What to produce: Repeat the material below word for word and leave out all pictures.

Available data:
---------------

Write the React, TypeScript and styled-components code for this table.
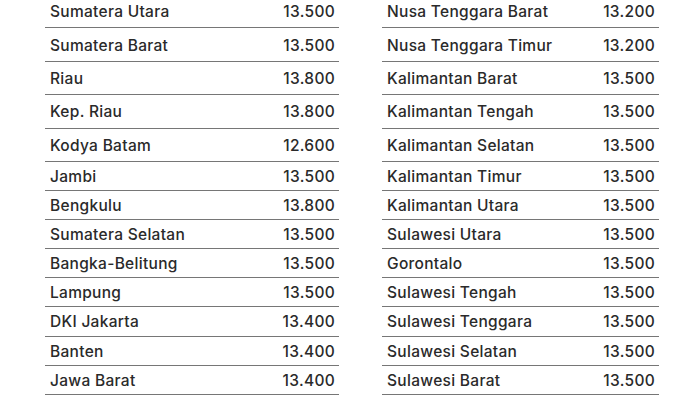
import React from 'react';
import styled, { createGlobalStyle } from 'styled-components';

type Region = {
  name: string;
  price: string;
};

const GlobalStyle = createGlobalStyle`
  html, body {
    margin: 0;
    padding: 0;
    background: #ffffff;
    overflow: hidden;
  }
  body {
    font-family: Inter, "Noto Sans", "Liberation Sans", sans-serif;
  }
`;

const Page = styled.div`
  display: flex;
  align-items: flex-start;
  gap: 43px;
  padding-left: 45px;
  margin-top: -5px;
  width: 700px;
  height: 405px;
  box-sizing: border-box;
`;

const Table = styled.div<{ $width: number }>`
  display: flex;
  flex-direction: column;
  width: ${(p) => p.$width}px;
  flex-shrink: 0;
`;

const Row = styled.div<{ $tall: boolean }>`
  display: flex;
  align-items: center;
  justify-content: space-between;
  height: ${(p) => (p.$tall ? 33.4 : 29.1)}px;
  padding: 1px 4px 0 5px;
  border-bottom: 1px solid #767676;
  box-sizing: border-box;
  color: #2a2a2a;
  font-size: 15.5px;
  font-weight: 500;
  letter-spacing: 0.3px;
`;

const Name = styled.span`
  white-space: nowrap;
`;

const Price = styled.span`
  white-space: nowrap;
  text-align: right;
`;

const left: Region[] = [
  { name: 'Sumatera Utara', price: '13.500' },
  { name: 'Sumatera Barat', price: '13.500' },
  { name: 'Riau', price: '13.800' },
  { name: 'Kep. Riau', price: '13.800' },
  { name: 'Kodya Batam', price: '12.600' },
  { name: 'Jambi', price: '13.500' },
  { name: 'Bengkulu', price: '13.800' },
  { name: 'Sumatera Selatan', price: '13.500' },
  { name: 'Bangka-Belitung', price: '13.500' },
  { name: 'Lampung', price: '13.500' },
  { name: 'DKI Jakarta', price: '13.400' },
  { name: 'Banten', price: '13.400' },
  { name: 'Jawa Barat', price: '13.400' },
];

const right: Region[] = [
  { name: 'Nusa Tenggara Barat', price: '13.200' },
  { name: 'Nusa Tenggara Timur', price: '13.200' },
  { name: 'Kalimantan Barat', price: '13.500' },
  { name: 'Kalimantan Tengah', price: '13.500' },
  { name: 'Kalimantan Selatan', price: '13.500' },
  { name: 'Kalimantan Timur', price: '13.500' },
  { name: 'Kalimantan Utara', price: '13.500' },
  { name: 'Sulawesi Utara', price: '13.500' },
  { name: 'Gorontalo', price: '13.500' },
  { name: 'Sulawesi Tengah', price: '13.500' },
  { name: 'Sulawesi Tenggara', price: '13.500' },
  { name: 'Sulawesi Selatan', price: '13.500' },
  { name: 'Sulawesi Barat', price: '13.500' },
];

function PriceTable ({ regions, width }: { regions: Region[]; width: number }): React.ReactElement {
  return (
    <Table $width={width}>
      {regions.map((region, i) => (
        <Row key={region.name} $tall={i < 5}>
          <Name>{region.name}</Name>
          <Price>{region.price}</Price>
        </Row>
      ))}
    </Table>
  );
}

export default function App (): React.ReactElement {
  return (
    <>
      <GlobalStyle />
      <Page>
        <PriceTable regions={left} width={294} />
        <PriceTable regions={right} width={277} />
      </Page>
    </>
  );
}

---------------

Answer to the task:
Write the React, TypeScript and styled-components code for this table.
import React from 'react';
import styled, { createGlobalStyle } from 'styled-components';

type Region = {
  name: string;
  price: string;
};

const GlobalStyle = createGlobalStyle`
  html, body {
    margin: 0;
    padding: 0;
    background: #ffffff;
    overflow: hidden;
  }
  body {
    font-family: Inter, "Noto Sans", "Liberation Sans", sans-serif;
  }
`;

const Page = styled.div`
  display: flex;
  align-items: flex-start;
  gap: 43px;
  padding-left: 45px;
  margin-top: -5px;
  width: 700px;
  height: 405px;
  box-sizing: border-box;
`;

const Table = styled.div<{ $width: number }>`
  display: flex;
  flex-direction: column;
  width: ${(p) => p.$width}px;
  flex-shrink: 0;
`;

const Row = styled.div<{ $tall: boolean }>`
  display: flex;
  align-items: center;
  justify-content: space-between;
  height: ${(p) => (p.$tall ? 33.4 : 29.1)}px;
  padding: 1px 4px 0 5px;
  border-bottom: 1px solid #767676;
  box-sizing: border-box;
  color: #2a2a2a;
  font-size: 15.5px;
  font-weight: 500;
  letter-spacing: 0.3px;
`;

const Name = styled.span`
  white-space: nowrap;
`;

const Price = styled.span`
  white-space: nowrap;
  text-align: right;
`;

const left: Region[] = [
  { name: 'Sumatera Utara', price: '13.500' },
  { name: 'Sumatera Barat', price: '13.500' },
  { name: 'Riau', price: '13.800' },
  { name: 'Kep. Riau', price: '13.800' },
  { name: 'Kodya Batam', price: '12.600' },
  { name: 'Jambi', price: '13.500' },
  { name: 'Bengkulu', price: '13.800' },
  { name: 'Sumatera Selatan', price: '13.500' },
  { name: 'Bangka-Belitung', price: '13.500' },
  { name: 'Lampung', price: '13.500' },
  { name: 'DKI Jakarta', price: '13.400' },
  { name: 'Banten', price: '13.400' },
  { name: 'Jawa Barat', price: '13.400' },
];

const right: Region[] = [
  { name: 'Nusa Tenggara Barat', price: '13.200' },
  { name: 'Nusa Tenggara Timur', price: '13.200' },
  { name: 'Kalimantan Barat', price: '13.500' },
  { name: 'Kalimantan Tengah', price: '13.500' },
  { name: 'Kalimantan Selatan', price: '13.500' },
  { name: 'Kalimantan Timur', price: '13.500' },
  { name: 'Kalimantan Utara', price: '13.500' },
  { name: 'Sulawesi Utara', price: '13.500' },
  { name: 'Gorontalo', price: '13.500' },
  { name: 'Sulawesi Tengah', price: '13.500' },
  { name: 'Sulawesi Tenggara', price: '13.500' },
  { name: 'Sulawesi Selatan', price: '13.500' },
  { name: 'Sulawesi Barat', price: '13.500' },
];

function PriceTable ({ regions, width }: { regions: Region[]; width: number }): React.ReactElement {
  return (
    <Table $width={width}>
      {regions.map((region, i) => (
        <Row key={region.name} $tall={i < 5}>
          <Name>{region.name}</Name>
          <Price>{region.price}</Price>
        </Row>
      ))}
    </Table>
  );
}

export default function App (): React.ReactElement {
  return (
    <>
      <GlobalStyle />
      <Page>
        <PriceTable regions={left} width={294} />
        <PriceTable regions={right} width={277} />
      </Page>
    </>
  );
}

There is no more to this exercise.